[Front-end source files]
↓↓↓

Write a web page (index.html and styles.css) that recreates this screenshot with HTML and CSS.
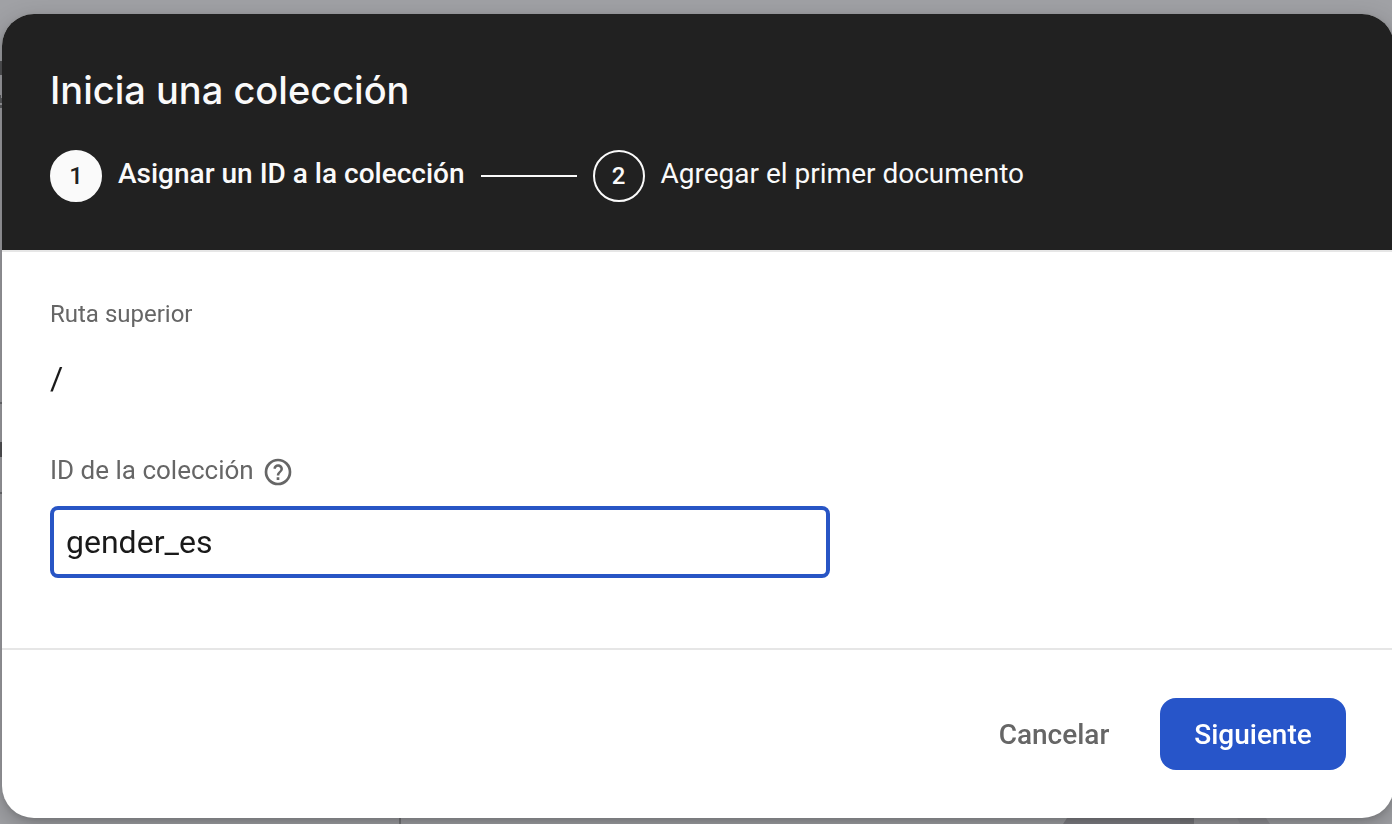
FILE: index.html
```html
<!DOCTYPE html>
<html lang="es">
<head>
<meta charset="utf-8">
<meta name="viewport" content="width=device-width, initial-scale=1">
<title>Inicia una colección</title>
<link rel="stylesheet" href="styles.css">
</head>
<body>
<div class="backdrop" aria-hidden="true">
  <svg class="backdrop-edge" width="2" height="520" viewBox="0 0 2 520">
    <path d="M0 61h2v14H0z" fill="#535456"/>
    <path d="M0 95h1v3h1v5H0zM0 105h2v3H0z" fill="#5c5d60"/>
    <path d="M0 402h2v2H0zM0 492h2v2H0z" fill="#707174"/>
    <path d="M0 442h2v15H0z" fill="#545456"/>
  </svg>
  <svg class="backdrop-floor" viewBox="0 0 1392 6" preserveAspectRatio="none">
    <path d="M399 0h2v6h-2z" fill="#77787b"/>
    <path d="M1067 0h136v6h-140z" fill="#818186"/>
    <path d="M1180 0h14v6h-14z" fill="#79797d"/>
    <path d="M1194 0h43l3 6h-46z" fill="#98989c"/>
    <path d="M1237 0h29l4 6h-30z" fill="#919196"/>
  </svg>
</div>
<main class="dialog" role="dialog" aria-labelledby="dialog-title">
  <header class="dialog-header">
    <h1 class="dialog-title" id="dialog-title">Inicia una colección</h1>
    <ol class="steps">
      <li class="step step-active" aria-current="step">
        <span class="step-number">1</span>
        <span class="step-label">Asignar un ID a la colección</span>
      </li>
      <li class="step-line" role="presentation"></li>
      <li class="step">
        <span class="step-number">2</span>
        <span class="step-label">Agregar el primer documento</span>
      </li>
    </ol>
  </header>
  <form class="dialog-form">
    <div class="dialog-body">
      <div class="path-label">Ruta superior</div>
      <div class="path-value">/</div>
      <div class="field-heading">
        <label class="field-label" for="collection-id">ID de la colección</label>
        <button class="help" type="button" aria-label="Ayuda">
          <svg class="help-icon" viewBox="0 0 24 24" fill="currentColor" aria-hidden="true">
            <path d="M12 2a10 10 0 1 0 0 20 10 10 0 0 0 0-20zm0 18a8 8 0 1 1 0-16 8 8 0 0 1 0 16z"/>
            <path d="M11 16h2v2h-2zM12 6.200c-1.900 0-3.300 1.400-3.500 3.100l1.700.5c.2-1.100.9-1.800 1.800-1.800 1 0 1.800.7 1.800 1.700 0 1.700-2.700 2.100-2.700 4.900h1.900c0-2 2.700-2.500 2.700-5 0-1.900-1.600-3.400-3.700-3.400z"/>
          </svg>
        </button>
      </div>
      <input class="field-input" id="collection-id" type="text" value="gender_es" autocomplete="off" spellcheck="false">
    </div>
    <footer class="dialog-actions">
      <button class="button" type="button">Cancelar</button>
      <button class="button button-primary" type="submit">Siguiente</button>
    </footer>
  </form>
</main>
</body>
</html>
```
FILE: styles.css
```css
* {
  box-sizing: border-box;
}

body {
  margin: 0;
  min-height: 100vh;
  padding: 14px 0 6px 2px;
  display: flex;
  overflow: hidden;
  background: #a0a1a5;
  font-family: Roboto, "Liberation Sans", sans-serif;
  color: #1a1a1a;
}

.backdrop {
  position: fixed;
  inset: 0;
}

.backdrop-edge {
  position: absolute;
  top: 0;
  left: 0;
}

.backdrop-floor {
  position: absolute;
  bottom: 0;
  left: 0;
  width: 100%;
  height: 6px;
}

.dialog {
  position: relative;
  flex: 1;
  margin-right: -2px;
  display: flex;
  flex-direction: column;
  border-radius: 32px;
  background: #fff;
  box-shadow: 0 8px 24px rgba(0, 0, 0, 0.24), 0 2px 6px rgba(0, 0, 0, 0.12);
}

.dialog-header {
  padding: 48px;
  border-radius: 32px 32px 0 0;
  background: #212121;
  color: #fafafa;
}

.dialog-title {
  margin: 0 0 32px;
  font-family: "Google Sans", Inter, sans-serif;
  font-size: 38px;
  font-weight: 500;
  line-height: 56px;
}

.steps {
  display: flex;
  align-items: center;
  gap: 16px;
  margin: 0;
  padding: 0;
  list-style: none;
}

.step {
  display: flex;
  align-items: center;
  gap: 16px;
}

.step-number {
  display: flex;
  align-items: center;
  justify-content: center;
  width: 52px;
  height: 52px;
  border: 2px solid #fafafa;
  border-radius: 50%;
  font-size: 24px;
  font-weight: 500;
}

.step-label {
  padding-bottom: 4px;
  font-size: 28px;
  line-height: 32px;
}

.step-active .step-number {
  background: #fafafa;
  color: #212121;
}

.step-active .step-label {
  font-weight: 500;
}

.step-line {
  width: 96px;
  height: 2px;
  background: #fafafa;
}

.dialog-form {
  flex: 1;
  display: flex;
  flex-direction: column;
}

.dialog-body {
  flex: 1;
  padding: 46px 48px 70px;
  border-top: 2px solid #e6e6e6;
}

.path-label {
  color: #666;
  font-size: 24px;
  line-height: 32px;
}

.path-value {
  margin-top: 28px;
  font-size: 32px;
  line-height: 40px;
}

.field-heading {
  display: flex;
  align-items: center;
  gap: 8px;
  margin: 56px 0 16px;
  color: #666;
}

.field-label {
  padding-bottom: 4px;
  font-size: 26px;
  line-height: 32px;
}

.help {
  display: flex;
  padding: 0;
  border: 0;
  background: none;
  color: inherit;
}

.help-icon {
  width: 32px;
  height: 32px;
}

.field-input {
  display: block;
  width: 100%;
  max-width: 780px;
  height: 72px;
  padding: 0 12px;
  border: 4px solid #2855c5;
  border-radius: 8px;
  outline: 0;
  background: #fff;
  color: #1a1a1a;
  font: 32px Roboto, "Liberation Sans", sans-serif;
}

.dialog-actions {
  display: flex;
  justify-content: flex-end;
  gap: 16px;
  padding: 48px;
  border-top: 2px solid #e6e6e6;
}

.button {
  min-width: 180px;
  height: 72px;
  padding: 0 32px;
  border: 0;
  border-radius: 16px;
  background: none;
  color: #666;
  font: 500 28px Roboto, "Liberation Sans", sans-serif;
}

.button-primary {
  min-width: 186px;
  background: #2755c9;
  color: #fff;
}
```
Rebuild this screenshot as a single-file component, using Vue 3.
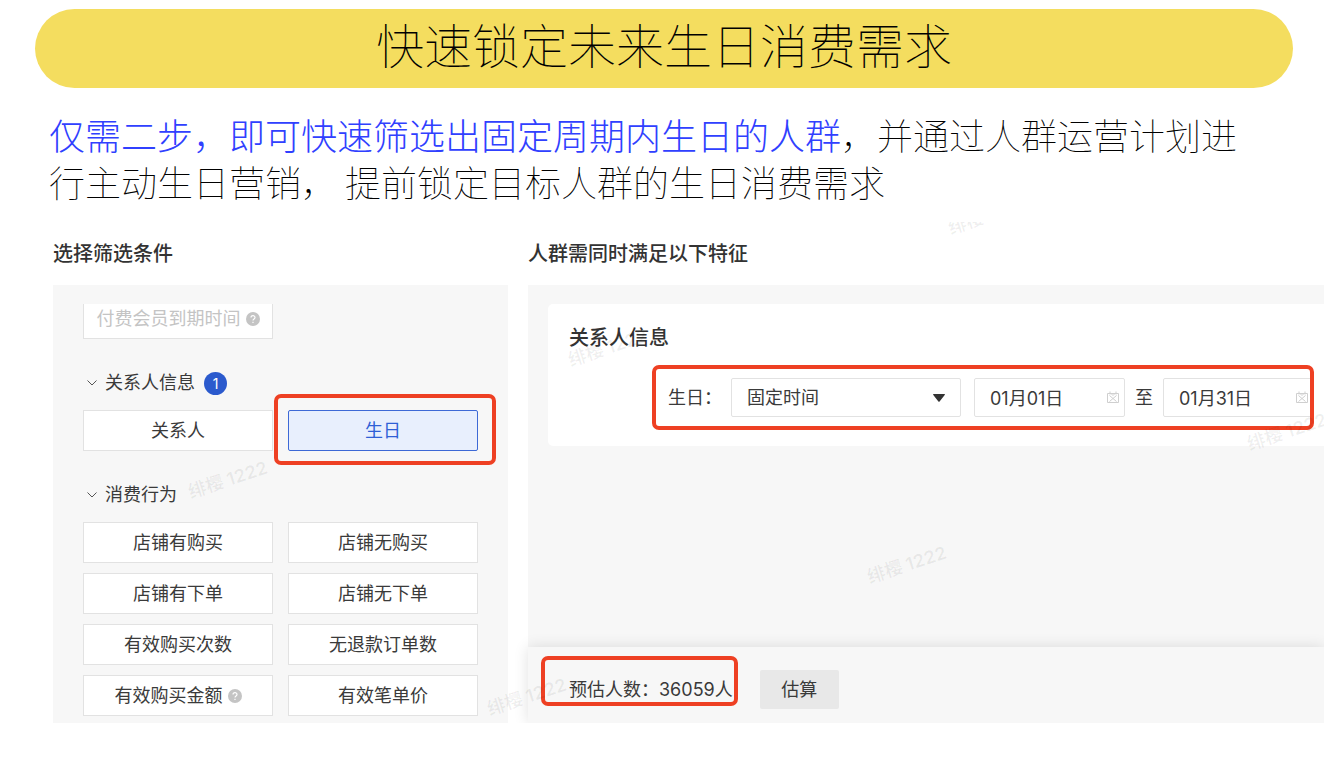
<script setup>
import { ref } from 'vue'

const relation = [
  { label: '关系人' },
  { label: '生日', active: true },
]
const behaviour = [
  { label: '店铺有购买' },
  { label: '店铺无购买' },
  { label: '店铺有下单' },
  { label: '店铺无下单' },
  { label: '有效购买次数' },
  { label: '无退款订单数' },
  { label: '有效购买金额', help: true },
  { label: '有效笔单价' },
]
const mode = ref('固定时间')
const start = ref('01月01日')
const end = ref('01月31日')
</script>

<template>
  <main class="page">
    <h1 class="banner">快速锁定未来生日消费需求</h1>
    <p class="intro"><strong>仅需二步，即可快速筛选出固定周期内生日的人群</strong>，并通过人群运营计划进行主动生日营销， 提前锁定目标人群的生日消费需求</p>

    <div class="board">
      <section class="column">
        <h2 class="title">选择筛选条件</h2>
        <div class="panel filters">
          <div class="scroll">
            <div class="grid first">
              <button type="button" class="tag muted">
                付费会员到期时间
                <svg class="help" viewBox="0 0 14 14" aria-hidden="true"><circle cx="7" cy="7" r="7" /><path d="M5 5.6C5 3.1 9 3.1 9 5.5 9 7 7 6.9 7 8.5M7 9.8v1.2" /></svg>
              </button>
            </div>
            <h3 class="group">
              <svg class="chevron" viewBox="0 0 10 6" aria-hidden="true"><path d="M0.5 0.5 5 5 9.5 0.5" /></svg>
              关系人信息<span class="badge">1</span>
            </h3>
            <div class="grid">
              <button v-for="item in relation" :key="item.label" type="button" class="tag" :class="{ active: item.active }">{{ item.label }}</button>
            </div>
            <h3 class="group">
              <svg class="chevron" viewBox="0 0 10 6" aria-hidden="true"><path d="M0.5 0.5 5 5 9.5 0.5" /></svg>
              消费行为
            </h3>
            <div class="grid">
              <button v-for="item in behaviour" :key="item.label" type="button" class="tag">
                {{ item.label }}
                <svg v-if="item.help" class="help" viewBox="0 0 14 14" aria-hidden="true"><circle cx="7" cy="7" r="7" /><path d="M5 5.6C5 3.1 9 3.1 9 5.5 9 7 7 6.9 7 8.5M7 9.8v1.2" /></svg>
              </button>
            </div>
          </div>
        </div>
      </section>

      <section class="column">
        <h2 class="title">人群需同时满足以下特征</h2>
        <div class="panel result">
          <div class="card">
            <h3 class="card-title">关系人信息</h3>
            <div class="row">
              <label class="label" for="mode">生日：</label>
              <div class="field select">
                <select id="mode" v-model="mode"><option>固定时间</option></select>
                <svg class="arrow" viewBox="0 0 12 8" aria-hidden="true"><path d="M0.5 0h11q.8.2.2.9L6.6 7.4q-.6.7-1.2 0L.3.9Q-.2.2.5 0Z" /></svg>
              </div>
              <div class="field date">
                <input v-model="start" type="text" aria-label="开始日期" />
                <svg class="calendar" viewBox="0 0 12 12" aria-hidden="true"><path d="M.5 2.5h11v9H.5zM3 .5v3M9 .5v3M2.5 4.5l7 6M9.5 4.5l-7 6M4 2.5l2 2 2-2" /></svg>
              </div>
              <span class="to">至</span>
              <div class="field date">
                <input v-model="end" type="text" aria-label="结束日期" />
                <svg class="calendar" viewBox="0 0 12 12" aria-hidden="true"><path d="M.5 2.5h11v9H.5zM3 .5v3M9 .5v3M2.5 4.5l7 6M9.5 4.5l-7 6M4 2.5l2 2 2-2" /></svg>
              </div>
            </div>
          </div>
          <footer class="footer">
            <span class="estimate">预估人数：36059人</span>
            <button type="button" class="calc">估算</button>
          </footer>
        </div>
      </section>

      <div class="marks" aria-hidden="true">
        <span class="mark m1">绯樱 1222</span>
        <span class="mark m2">绯樱 1222</span>
        <span class="mark m3">绯樱 1222</span>
        <span class="mark m4">绯樱 1222</span>
        <span class="mark m5">绯樱 1222</span>
        <span class="mark m6">绯樱 1222</span>
      </div>
    </div>
  </main>
</template>

<style>
body {
  background: #fff;
}
</style>

<style scoped>
* {
  box-sizing: border-box;
}
.page {
  padding: 9px 15px 0 35px;
  color: #3a3a3a;
  font: 18px/28px Inter, "Noto Sans CJK SC", sans-serif;
}
h1, h2, h3, p {
  margin: 0;
}
button, input, select {
  font: inherit;
  color: inherit;
}
.banner {
  margin-right: 31px;
  height: 79px;
  border-radius: 40px;
  background: #f4dd5f;
  color: #000;
  text-align: center;
  font: 100 48px/69px "Noto Sans CJK SC", sans-serif;
}
.intro {
  margin: 23px 65px 17px 14px;
  color: #000;
  font: 100 36px/47px "Noto Sans CJK SC", sans-serif;
}
.intro strong {
  font-weight: 300;
  color: #3040ff;
}
.board {
  position: relative;
  display: grid;
  grid-template-columns: 455px minmax(0, 1fr);
  gap: 20px;
  padding-left: 18px;
  overflow: hidden;
}
.column {
  display: flex;
  flex-direction: column;
}
.title {
  padding: 18px 0 17px;
  font-size: 20px;
  line-height: 28px;
  font-weight: 500;
  color: #333;
}
.panel {
  flex: 1;
  background: #f7f7f7;
}
.filters {
  padding: 19px 30px 7px;
}
.scroll {
  margin: 0 -20px;
  padding: 0 20px;
  overflow: hidden;
}
.grid {
  display: grid;
  grid-template-columns: 1fr 1fr;
  gap: 10px 15px;
}
.first {
  margin-top: -6px;
}
.group {
  display: flex;
  align-items: center;
  height: 24px;
  margin: 32px 0 15px;
  padding-left: 4px;
  font-size: 18px;
  font-weight: 400;
}
.chevron {
  width: 10px;
  height: 6px;
  margin-right: 8px;
  fill: none;
  stroke: #555;
}
.badge {
  width: 23px;
  height: 23px;
  margin-left: 9px;
  border-radius: 50%;
  background: #2b5acd;
  color: #fff;
  font-size: 14px;
  line-height: 23px;
  text-align: center;
}
.tag {
  position: relative;
  display: flex;
  align-items: center;
  justify-content: center;
  gap: 5px;
  height: 41px;
  padding: 0;
  border: 1px solid #e2e2e2;
  background: #fff;
}
.muted {
  color: #c4c4c4;
}
.active {
  border-color: #3d69d6;
  border-radius: 2px;
  background: #e8effd;
  color: #2f5fd6;
}
.help {
  width: 14px;
  height: 14px;
  fill: #c4c4c4;
}
.help path {
  fill: none;
  stroke: #fff;
  stroke-width: 1.2;
}
.active::after, .row::after, .estimate::after {
  content: "";
  position: absolute;
  border: 4px solid #ee4023;
  border-radius: 7px;
  pointer-events: none;
}
.active::after {
  inset: -17px -19px -15px -15px;
}
.result {
  display: flex;
  flex-direction: column;
}
.card {
  margin: 19px 0 0 20px;
  padding: 20px 10px 29px 0;
  border-radius: 5px 0 0 5px;
  background: #fff;
}
.card-title {
  padding-left: 21px;
  font-size: 20px;
  line-height: 28px;
  font-weight: 500;
  color: #333;
}
.row {
  position: relative;
  display: flex;
  align-items: center;
  margin: 26px 0 0 104px;
  padding-left: 16px;
}
.row::after {
  inset: -13px 0;
}
.label {
  width: 63px;
}
.field {
  position: relative;
  height: 39px;
}
.field select, .field input {
  appearance: none;
  width: 100%;
  height: 100%;
  padding: 0 0 0 15px;
  border: 1px solid #e2e2e2;
  border-radius: 2px;
  background: #fff;
  outline: none;
}
.field input {
  padding-bottom: 2px;
}
.select {
  flex: 230 1 0;
  margin-right: 13px;
}
.date {
  flex: 151 1 0;
}
.arrow {
  position: absolute;
  top: 16px;
  right: 16px;
  width: 12px;
  height: 8px;
  fill: #333;
  pointer-events: none;
}
.calendar {
  position: absolute;
  top: 13px;
  right: 6px;
  width: 12px;
  height: 12px;
  fill: none;
  stroke: #cfcfcf;
}
.to {
  width: 38px;
  text-align: center;
}
.footer {
  display: flex;
  align-items: center;
  margin-top: auto;
  padding: 23px 0 14px 41px;
  background: #f7f7f7;
  box-shadow: 0 0 14px rgba(0, 0, 0, 0.12);
}
.estimate {
  position: relative;
}
.estimate::after {
  inset: -20px -5px -2px -28px;
}
.calc {
  width: 79px;
  height: 39px;
  margin-left: 27px;
  padding: 0;
  border: 0;
  border-radius: 2px;
  background: #e8e8e8;
}
.marks {
  position: absolute;
  inset: 0;
  pointer-events: none;
}
.mark {
  position: absolute;
  width: 90px;
  color: rgba(0, 0, 0, 0.06);
  font-weight: 700;
  text-align: center;
  transform: rotate(-18deg);
}
.m1 { left: 148px; top: 244px; }
.m2 { left: 528px; top: 112px; }
.m3 { left: 908px; top: -20px; }
.m4 { left: 827px; top: 329px; }
.m5 { left: 447px; top: 461px; }
.m6 { left: 1207px; top: 196px; }
</style>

↑↑↑

* **Task prompt**:
Pull out every line of the entries that includes the word "screenshot".

* **Answer to the exercise**:
Write a web page (index.html and styles.css) that recreates this screenshot with HTML and CSS.
Rebuild this screenshot as a single-file component, using Vue 3.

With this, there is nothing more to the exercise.